Genre: Alt / Indie ,Indie Rock ,Lo-Fi ,Indie Folk
Origin: U.S.A
Active: 2005 - Present
Listen on Coda
Emerging from Brooklyn’s grassroots D.I.Y. environment in 2004, Woods started out as Jeremy Earl’s personal recording outlet while he was still active in Meneguar and gradually matured into a multifaceted, widely admired indie ensemble. The collective soon moved beyond its initial eerie lo-fi noise-folk aesthetic, incorporating Ethiopian jazz and broader African pop textures on the 2016 release City Sun Eater in the River of Light, then reached new expressive depth on the Mellotron-centric 2020 album Strange to Explain and the richly textured, loop-driven 2023 set Perennial.

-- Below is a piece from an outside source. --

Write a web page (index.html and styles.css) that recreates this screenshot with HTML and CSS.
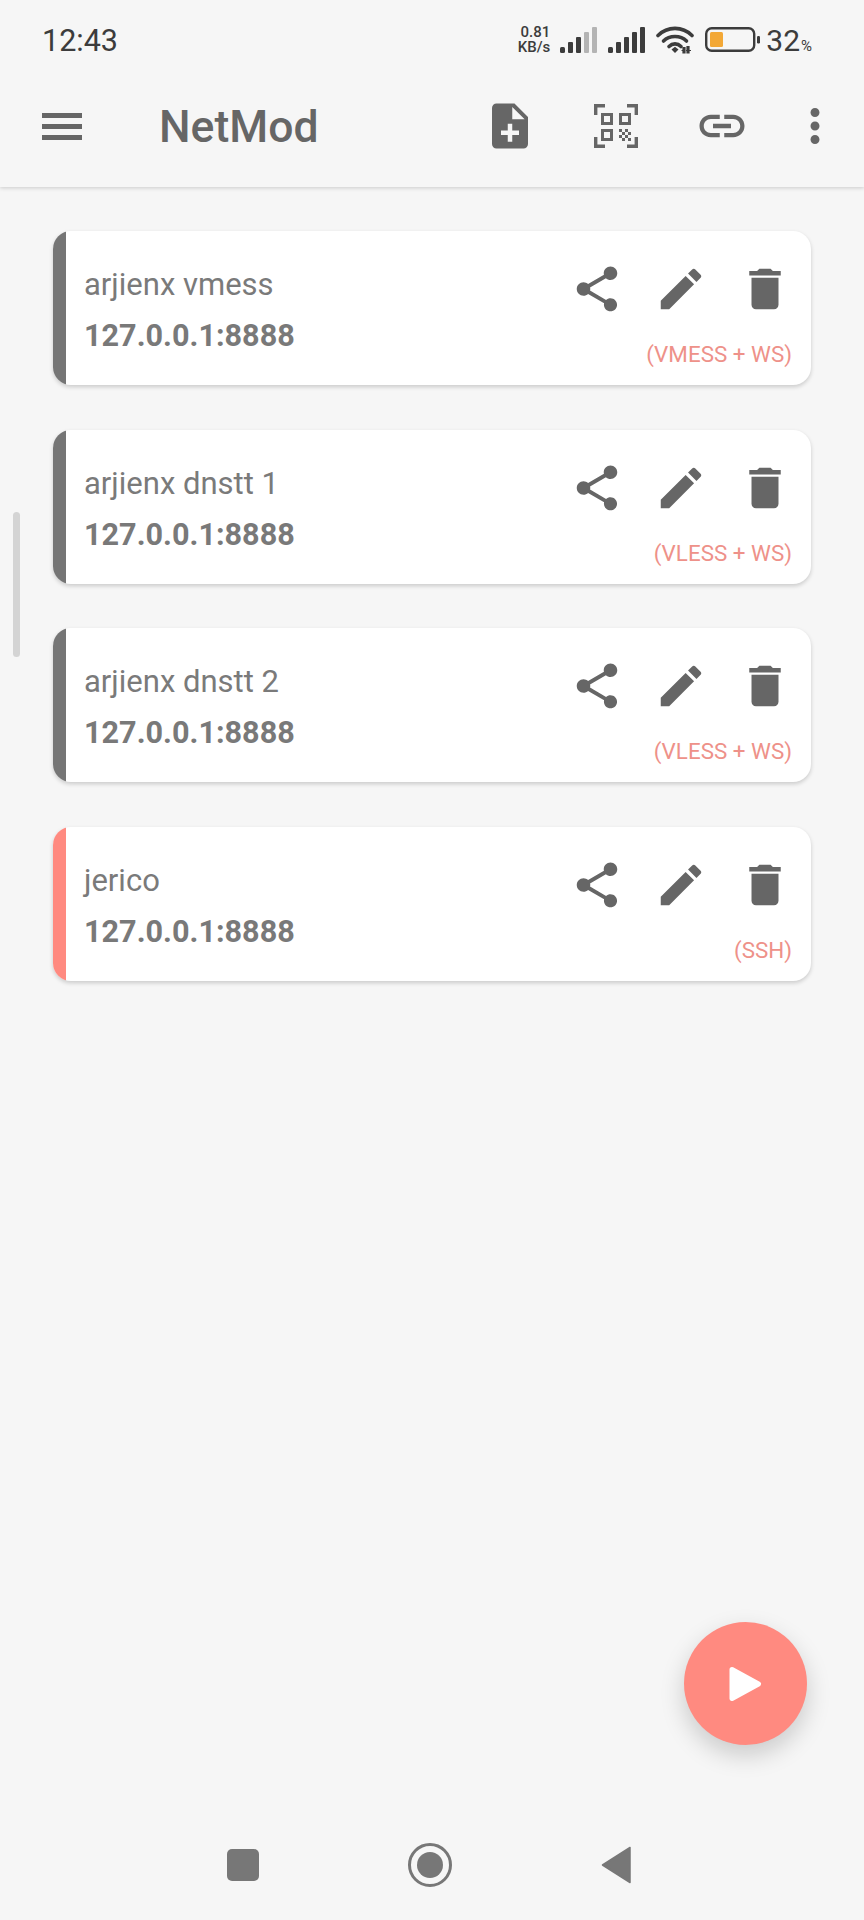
FILE: index.html
```html
<!DOCTYPE html>
<html lang="en">
<head>
    <meta charset="UTF-8">
    <meta name="viewport" content="width=device-width, initial-scale=1.0">
    <title>NetMod</title>
    <link rel="stylesheet" href="styles.css">
</head>
<body>
<div class="screen">
    <!-- status bar -->
    <div class="status-bar">
        <span class="clock">12:43</span>
        <div class="status-right">
            <div class="net-speed"><span>0.81</span><span>KB/s</span></div>
            <svg class="signal" viewBox="0 0 38 26" width="38" height="26">
                <rect x="0" y="20" width="5" height="6" rx="1.5" fill="#3c3c3c"/>
                <rect x="8" y="15" width="5" height="11" rx="1" fill="#3c3c3c"/>
                <rect x="16" y="10" width="5" height="16" rx="1" fill="#3c3c3c"/>
                <rect x="24" y="5" width="5" height="21" rx="1" fill="#b4b4b4"/>
                <rect x="32" y="0" width="5" height="26" rx="1" fill="#b4b4b4"/>
            </svg>
            <svg class="signal" viewBox="0 0 38 26" width="38" height="26">
                <rect x="0" y="20" width="5" height="6" rx="1.5" fill="#3c3c3c"/>
                <rect x="8" y="15" width="5" height="11" rx="1" fill="#3c3c3c"/>
                <rect x="16" y="10" width="5" height="16" rx="1" fill="#3c3c3c"/>
                <rect x="24" y="5" width="5" height="21" rx="1" fill="#3c3c3c"/>
                <rect x="32" y="0" width="5" height="26" rx="1" fill="#3c3c3c"/>
            </svg>
            <svg class="wifi" viewBox="0 0 38 28" width="38" height="28">
                <path d="M2 9.500C11.500 0 26.500 0 36 9.500" fill="none" stroke="#3c3c3c" stroke-width="3.600" stroke-linecap="round"/>
                <path d="M7.500 15C13.500 9 24.500 9 30.500 15" fill="none" stroke="#3c3c3c" stroke-width="3.600" stroke-linecap="round"/>
                <path d="M13 20.500C16.500 17 21.500 17 25 20.500" fill="none" stroke="#3c3c3c" stroke-width="3.600" stroke-linecap="round"/>
                <path d="M15.500 23.500L19 20.800L22.500 23.500L19 27Z" fill="#3c3c3c"/>
                <path d="M27 27V21.500H29V27ZM31 27V20.500H33V27ZM25.500 24.500H28M30 24.500H35" stroke="#3c3c3c" stroke-width="1.200" fill="#3c3c3c"/>
            </svg>
            <svg class="battery" viewBox="0 0 55 26" width="55" height="26">
                <rect x="1.200" y="1.200" width="48" height="22.600" rx="5.500" fill="none" stroke="#3c3c3c" stroke-width="2.400"/>
                <rect x="5" y="5" width="13" height="15" rx="1.500" fill="#f3a836"/>
                <rect x="52" y="9" width="3" height="7.500" rx="1.200" fill="#3c3c3c"/>
            </svg>
            <span class="battery-level">32<small>%</small></span>
        </div>
    </div>

    <!-- toolbar -->
    <div class="toolbar">
        <div class="menu-btn"><span></span><span></span><span></span></div>
        <h1>NetMod</h1>
        <div class="toolbar-actions">
            <svg class="icon" viewBox="0 0 24 24"><path d="M14 2H6c-1.100 0-1.990.9-1.990 2L4 20c0 1.100.89 2 1.990 2H18c1.100 0 2-.9 2-2V8l-6-6zm2 14h-3v3h-2v-3H8v-2h3v-3h2v3h3v2zm-3-7V3.500L18.500 9H13z"/></svg>
            <svg class="icon" viewBox="0 0 54 54">
                <path d="M16 6.700H6.700V16M38 6.700H47.300V16M6.700 38V47.300H16M47.300 38V47.300H38" fill="none" stroke="#666" stroke-width="3.400"/>
                <rect x="13.500" y="15.500" width="9" height="9" fill="none" stroke="#666" stroke-width="3"/>
                <rect x="31.500" y="15.500" width="9" height="9" fill="none" stroke="#666" stroke-width="3"/>
                <rect x="13.500" y="31.500" width="9" height="9" fill="none" stroke="#666" stroke-width="3"/>
                <path d="M30 30h3v3h-3zM36 30h3v3h-3zM33 33h3v3h-3zM39 33h3v3h-3zM30 36h3v3h-3zM36 36h3v3h-3zM33 39h3v3h-3zM39 39h3v3h-3z"/>
            </svg>
            <svg class="icon" viewBox="0 0 24 24"><path d="M3.900 12c0-1.710 1.390-3.100 3.100-3.100h4V7H7c-2.760 0-5 2.240-5 5s2.240 5 5 5h4v-1.900H7c-1.710 0-3.100-1.390-3.100-3.100zM8 13h8v-2H8v2zm9-6h-4v1.900h4c1.710 0 3.100 1.390 3.100 3.100s-1.390 3.100-3.100 3.100h-4V17h4c2.760 0 5-2.240 5-5s-2.240-5-5-5z"/></svg>
            <svg class="icon more" viewBox="0 0 24 24"><path d="M12 8c1.100 0 2-.9 2-2s-.9-2-2-2-2 .9-2 2 .9 2 2 2zm0 2c-1.100 0-2 .9-2 2s.9 2 2 2 2-.9 2-2-.9-2-2-2zm0 6c-1.100 0-2 .9-2 2s.9 2 2 2 2-.9 2-2-.9-2-2-2z"/></svg>
        </div>
    </div>

    <!-- config list -->
    <div class="list">
        <div class="scroll-thumb"></div>

        <div class="card">
            <div class="card-bar"></div>
            <div class="card-info">
                <div class="card-name">arjienx vmess</div>
                <div class="card-addr">127.0.0.1:8888</div>
            </div>
            <div class="card-side">
                <div class="card-actions">
                    <svg class="icon" viewBox="0 0 24 24"><use href="#i-share"/></svg>
                    <svg class="icon" viewBox="0 0 24 24"><use href="#i-edit"/></svg>
                    <svg class="icon" viewBox="0 0 24 24"><use href="#i-delete"/></svg>
                </div>
                <div class="card-type">(VMESS + WS)</div>
            </div>
        </div>

        <div class="card">
            <div class="card-bar"></div>
            <div class="card-info">
                <div class="card-name">arjienx dnstt 1</div>
                <div class="card-addr">127.0.0.1:8888</div>
            </div>
            <div class="card-side">
                <div class="card-actions">
                    <svg class="icon" viewBox="0 0 24 24"><use href="#i-share"/></svg>
                    <svg class="icon" viewBox="0 0 24 24"><use href="#i-edit"/></svg>
                    <svg class="icon" viewBox="0 0 24 24"><use href="#i-delete"/></svg>
                </div>
                <div class="card-type">(VLESS + WS)</div>
            </div>
        </div>

        <div class="card">
            <div class="card-bar"></div>
            <div class="card-info">
                <div class="card-name">arjienx dnstt 2</div>
                <div class="card-addr">127.0.0.1:8888</div>
            </div>
            <div class="card-side">
                <div class="card-actions">
                    <svg class="icon" viewBox="0 0 24 24"><use href="#i-share"/></svg>
                    <svg class="icon" viewBox="0 0 24 24"><use href="#i-edit"/></svg>
                    <svg class="icon" viewBox="0 0 24 24"><use href="#i-delete"/></svg>
                </div>
                <div class="card-type">(VLESS + WS)</div>
            </div>
        </div>

        <div class="card">
            <div class="card-bar active"></div>
            <div class="card-info">
                <div class="card-name">jerico</div>
                <div class="card-addr">127.0.0.1:8888</div>
            </div>
            <div class="card-side">
                <div class="card-actions">
                    <svg class="icon" viewBox="0 0 24 24"><use href="#i-share"/></svg>
                    <svg class="icon" viewBox="0 0 24 24"><use href="#i-edit"/></svg>
                    <svg class="icon" viewBox="0 0 24 24"><use href="#i-delete"/></svg>
                </div>
                <div class="card-type">(SSH)</div>
            </div>
        </div>
    </div>

    <!-- start button -->
    <div class="fab">
        <svg viewBox="0 0 34 36" width="34" height="36"><path d="M3 3.500L29.500 18L3 32.500Z" fill="#fff" stroke="#fff" stroke-width="5" stroke-linejoin="round"/></svg>
    </div>

    <!-- system navigation -->
    <div class="nav-bar">
        <div class="nav-square"></div>
        <div class="nav-home"><div></div></div>
        <svg class="nav-back" viewBox="0 0 30 38" width="30" height="38"><path d="M29 1.500V36.500L1.500 19Z" fill="#777" stroke="#777" stroke-width="1.500" stroke-linejoin="round"/></svg>
    </div>
</div>

<!-- shared icons -->
<svg class="icon-defs" width="0" height="0">
    <defs>
        <path id="i-share" d="M18 16.080c-.76 0-1.440.3-1.960.77L8.910 12.700c.05-.23.09-.46.09-.7s-.04-.47-.09-.7l7.050-4.110c.54.5 1.250.81 2.040.81 1.660 0 3-1.340 3-3s-1.340-3-3-3-3 1.340-3 3c0 .24.04.47.09.7L8.040 9.810C7.500 9.310 6.790 9 6 9c-1.660 0-3 1.340-3 3s1.340 3 3 3c.79 0 1.500-.31 2.040-.81l7.120 4.160c-.05.21-.08.43-.08.65 0 1.610 1.310 2.920 2.920 2.920 1.610 0 2.920-1.310 2.920-2.920s-1.310-2.920-2.920-2.920z"/>
        <path id="i-edit" d="M3 17.250V21h3.750L17.810 9.940l-3.750-3.750L3 17.250zM20.710 7.040c.39-.39.39-1.020 0-1.410l-2.340-2.340c-.39-.39-1.020-.39-1.410 0l-1.830 1.830 3.750 3.750 1.830-1.830z"/>
        <path id="i-delete" d="M6 19c0 1.100.9 2 2 2h8c1.100 0 2-.9 2-2V7H6v12zM19 4h-3.500l-1-1h-5l-1 1H5v2h14V4z"/>
    </defs>
</svg>
</body>
</html>
```

FILE: styles.css
```css
html, body {
    margin: 0;
    padding: 0;
}
body {
    font-family: Roboto, "Liberation Sans", sans-serif;
    background-color: #f6f6f6;
    overflow: hidden;
}
.screen {
    position: relative;
    width: 864px;
    height: 1920px;
    display: flex;
    flex-direction: column;
    background-color: #f6f6f6;
}
.icon-defs {
    position: absolute;
}

/* status bar */
.status-bar {
    position: relative;
    z-index: 1;
    height: 44px;
    padding: 18px 52px 1px 42px;
    display: flex;
    align-items: center;
    justify-content: space-between;
    color: #3c3c3c;
    background-color: #f6f6f6;
}
.clock {
    font-size: 30.5px;
}
.status-right {
    display: flex;
    align-items: center;
}
.net-speed {
    display: flex;
    flex-direction: column;
    align-items: flex-end;
    font-size: 15px;
    line-height: 15px;
    font-weight: 500;
    margin-right: 10px;
}
.signal {
    margin-right: 10px;
}
.wifi {
    margin: 0 11px 0 0;
}
.battery {
    margin-right: 6px;
}
.battery-level {
    font-size: 30px;
}
.battery-level small {
    font-size: 15px;
    margin-left: 1px;
}

/* toolbar */
.toolbar {
    height: 124px;
    padding: 0 22px 0 42px;
    display: flex;
    align-items: center;
    background-color: #f6f6f6;
    box-shadow: 0 1px 4px rgba(0, 0, 0, 0.18);
}
.menu-btn {
    width: 40px;
    margin-top: 2px;
    display: flex;
    flex-direction: column;
    gap: 6px;
}
.menu-btn span {
    display: block;
    height: 5px;
    background-color: #666;
}
.toolbar h1 {
    margin: 3px 0 0 77px;
    font-size: 44.5px;
    font-weight: 500;
    color: #666;
}
.toolbar-actions {
    margin-left: auto;
    margin-top: 2px;
    display: flex;
    gap: 52px;
}
.icon {
    width: 54px;
    height: 54px;
    fill: #666;
    flex: none;
}
.toolbar-actions .more {
    margin-left: -13px;
}

/* config list */
.list {
    position: relative;
    flex: 1;
    padding: 44px 53px 0;
    display: flex;
    flex-direction: column;
    gap: 44.5px;
}
.scroll-thumb {
    position: absolute;
    left: 13px;
    top: 325px;
    width: 7px;
    height: 145px;
    border-radius: 4px;
    background-color: #d4d4d4;
}
.card {
    height: 154px;
    display: flex;
    background: white;
    border-radius: 18px;
    overflow: hidden;
    box-shadow: 0 2px 4px rgba(0, 0, 0, 0.18);
}
.card-bar {
    width: 13px;
    background-color: #757575;
}
.card-bar.active {
    background-color: #ff8a80;
}
.card-info {
    flex: 1;
    padding: 36px 0 0 18px;
}
.card-name {
    font-size: 31px;
    line-height: 36px;
    color: #7a7a7a;
}
.card-addr {
    margin-top: 15px;
    font-size: 30.6px;
    line-height: 36px;
    font-weight: 700;
    color: #797979;
}
.card-side {
    padding: 31px 19px 0 0;
    display: flex;
    flex-direction: column;
    align-items: flex-end;
}
.card-actions {
    display: flex;
    gap: 30px;
}
.card-type {
    margin-top: 25px;
    font-size: 22.4px;
    line-height: 26px;
    color: #ee9189;
}

/* start button */
.fab {
    position: absolute;
    left: 684px;
    top: 1622px;
    width: 123px;
    height: 123px;
    border-radius: 50%;
    background-color: #ff8a80;
    box-shadow: 0 10px 24px rgba(0, 0, 0, 0.18);
    display: flex;
    align-items: center;
    justify-content: center;
}

/* system navigation */
.nav-bar {
    height: 110px;
    padding: 0 233px 0 227px;
    box-sizing: border-box;
    display: flex;
    align-items: center;
    justify-content: space-between;
}
.nav-square {
    width: 32px;
    height: 32px;
    border-radius: 5px;
    background-color: #777;
}
.nav-home {
    width: 38px;
    height: 38px;
    border: 3px solid #777;
    border-radius: 50%;
    display: flex;
    align-items: center;
    justify-content: center;
}
.nav-home div {
    width: 26px;
    height: 26px;
    border-radius: 50%;
    background-color: #777;
}
```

Earl launched the project in 2004 as a side endeavor, issuing its first recording, the double-cassette How to Survive In/In the Woods, on the Fuckittapes imprint in 2005; its acoustic emphasis and spontaneous low-fidelity approach helped define the group’s early open-ended character. During 2007 the band issued the “Ram” 7", the album At Rear House, and a compact-disc reissue of the debut on Earl’s own Woodsist label. Woods Family Creeps followed in 2008, introducing Jarvis Taveniere, also from Meneguar, and G. Lucas Crane as new members.

The subsequent album Songs of Shame, released in 2009, garnered the strongest response yet for the still largely underground act, securing Pitchfork’s Best New Music designation. Their third studio full-length, At Echo Lake, arrived in late spring 2010 and introduced Kevin Morby on bass; it was succeeded a year later by Sun and Shade. By this point the sound had expanded from Earl’s earliest hushed solo work into louder, roots-oriented rock, with his distinctive high register riding over rambling, Neil Young & Crazy Horse-styled rave-ups. Drummer Aaron Neveu joined the live lineup, freeing Taveniere to concentrate solely on guitar.

In 2012, amid steady road work, Woods partnered with California circuit-bending outsider Amps for Christ on a split LP and delivered their fifth proper album, Bend Beyond. The following year they continued refining their sonic clarity on the brighter, more expansive sixth album With Love and with Light, their first to be tracked in a conventional studio. City Sun Eater in the River of Light appeared in 2016 as the second in-studio effort, weaving in Ethiopian jazz, ’70s West Coast rock, and occasional horn arrangements; around the same period Kyle Forester joined full-time on saxophone and keyboards. That year also saw two live documents: Recorded Live at Pickathon, shared with the Men, and Live at Third Man Records.

Intense reactions to the 2016 presidential election prompted a swift return to recording after an initial break; Love Is Love was captured over two months, preserving raw sentiment while extending the Ethiopian jazz thread and adding relaxed funk grooves, and reached stores via Woodsist in May 2017. Earlier that year the band performed at Marfa Myths in Texas alongside Dungen, leading Earl and Taveniere to collaborate with Gustav Ejstes and Reine Fiske on material later issued by Mexican Summer in early 2018 as Myths 003.

After Love Is Love, Earl became a parent and Taveniere relocated to California. The group reconvened at Stinson Beach in Northern California to track their eleventh studio album, the Mellotron-heavy Strange to Explain, which emerged in May 2020 as the ninety-ninth release on Woodsist. Pandemic restrictions halted touring, freeing time to assemble Reflections, Vol. 1: Bumble Bee Crown King, an eight-song collection of 2009–2013 recordings issued online in October 2020 and later pressed on multiple vinyl color variants in 2021. Woods’ twelfth studio album, Perennial, arrived in 2023; Earl initiated the process with a series of loops that the band expanded into extended arrangements, resulting in four fully instrumental pieces and seven vocal tracks that highlighted the ensemble’s matured, intricately produced sound.